Octave analysis is a tool that engineers typically use for audio analysis. It groups the frequencies of an acoustic signal into “bins,” often in a way that reflects how humans perceive the frequency spectrum.
The width of the frequency bins depends on the octave spacing that is selected. When an acoustic signal’s frequency range is fractioned into eight bins, engineers refer to the sections as octave bands. An arrangement of twenty-four frequency bins results in one-third octave bands, and so on. Unlike an FFT, octave bins are proportionally spaced rather than linear.
Octave analysis is a time-filtered result, meaning the raw signal is repeatedly passed through a time-domain filter based on octave-spaced center frequencies. Engineers can also apply frequency weighting to filtered acoustic signals to more closely represent the human response to acoustics.
Replacement of Thickness Planer Cutterhead
A thickness planer is a common tool for woodworker hobbyists and professionals. It flattens a board using the opposite side as a reference. One of the most common is the DeWalt 745, which uses three long blades on a rotating hub to shave wood from a piece of stock. The blades are perpendicular to the board fed through the machine.
These machines are built and designed to withstand many years of service, but woodworkers often upgrade the cutting head. One example is the segmented, helical (SHELIX) cutterhead that features 40 individual cutter blades. The cutterheads contact the wood at a slight angle off perpendicular, which shears the wood and results in a different cutting action.
Byrd Tool, the manufacturer of the SHELIX head, markets the advantage of “extreme noise reduction.” To test this claim, a VR engineer mounted triaxial accelerometers to the base of the planer and outside it near the gearbox. They also placed a microphone 4ft from the back of the planer to measure the sound pressure at a fixed location.
The engineer ran three series of tests and recorded data while the machine removed about 1/32” from a wood board. Test #1 used an old cutterhead with blades that were due to be replaced. This scenario would be the worst-case. Test #2 used the old cutterhead with new, unused blades, and test #3 used the SHELIX cutterhead.
The goal of the tests was to compare the three variations of cutterheads concerning the noise levels while cutting and the vibration measurements while cutting at specific locations.
It was assumed that the noise reduction would result in a difference in both noise and vibration. In the end, the results exceeded expectations. The SHELIX head cut was smoother, resulting in a better finish on the surface of the wood, and the noise and vibration levels were significantly reduced. The following images and data provide a general comparison of each test run’s results.

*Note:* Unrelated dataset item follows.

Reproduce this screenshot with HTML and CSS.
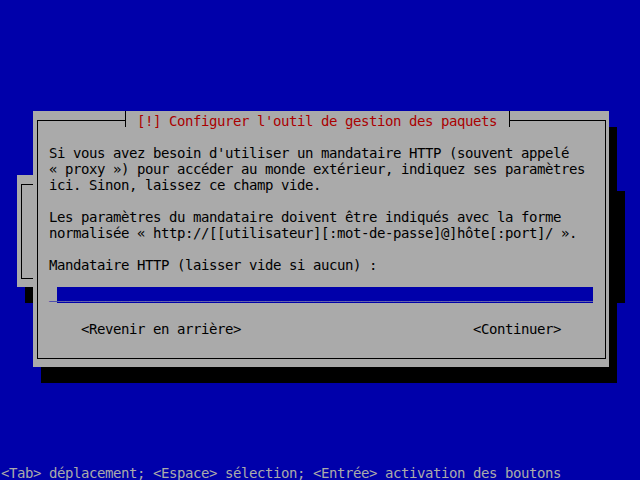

Noise and Vibration Comparison
The accelerometers mounted on the gearbox showed a significant difference in the vibration generated by the planer when cutting. The same piece of wood was passed through each variation repeatedly, and each test sequence output a VFW file. Using the ObserVIEW software, the engineer edited the recordings for analysis.
With the editor tool, they cut out dead space between cuts, isolated the cutting events, and downsampled the waveform to limit the sample length to the capabilities of Microsoft Excel. Then, they combined the three runs into a CSV for comparison in the software.
The power spectral density (PSD) generated from the tests displays the difference between the three environments. The only change between the tests was the blade type. However, there was a consistent change in vibration in the three linear axes, and the z-axis (vertical) had the largest amplitudes. The most significant changes occurred above 100Hz.
Reduction in noise related to the decreased vibration. One of Byrd Tool’s primary claims to encourage customer upgrades to the SHELIX cutterhead is noise reduction, and the claim was supported by octave analysis.
An A-weighted function was applied to the microphone recordings to simulate the audio effect on the human ear. The analysis showed a noise reduction with the new SHELIX head from ~105dBA to ~90dBA, which is significant. The sound of a snowmobile is around 105dB, and the sound of a lawnmower is around 90dB.
Additionally, the SHELIX head generated less noise compared to the base noise floor.
Change at Contact
There was also a difference in the change at contact, where the board makes and then breaks contact with the cutterhead. The 3-blade cutterhead displayed a significant spike at the initial contact and release points. The overall amplitude was significantly higher compared to the SHELIX head.
The SHELIX head had a consistent noise level throughout the cut and was also smoother throughout. There is little change in amplitude as the blade contacts the board and releases it at the end. The relative smoothness of the SHELIX head can be attributed to the constant contact of the cutterhead with the board. The blade is always in contact with the board, resulting in a significant chatter reduction and a decrease in the contact-release amplitude.
The tools in the ObserVIEW software, including time-waveform editor, PSD, and octave band analysis, show a significant difference between the test series. The changes between each variation are substantial, and these tools allow for an effective quantification of data.
The decrease in vibration demonstrates the importance of sharp cutting tools. The old blades were dull, chipped, and needed replacement. The new ones performed significantly better than the old ones, but the SHELIX cutterhead reduced vibration better.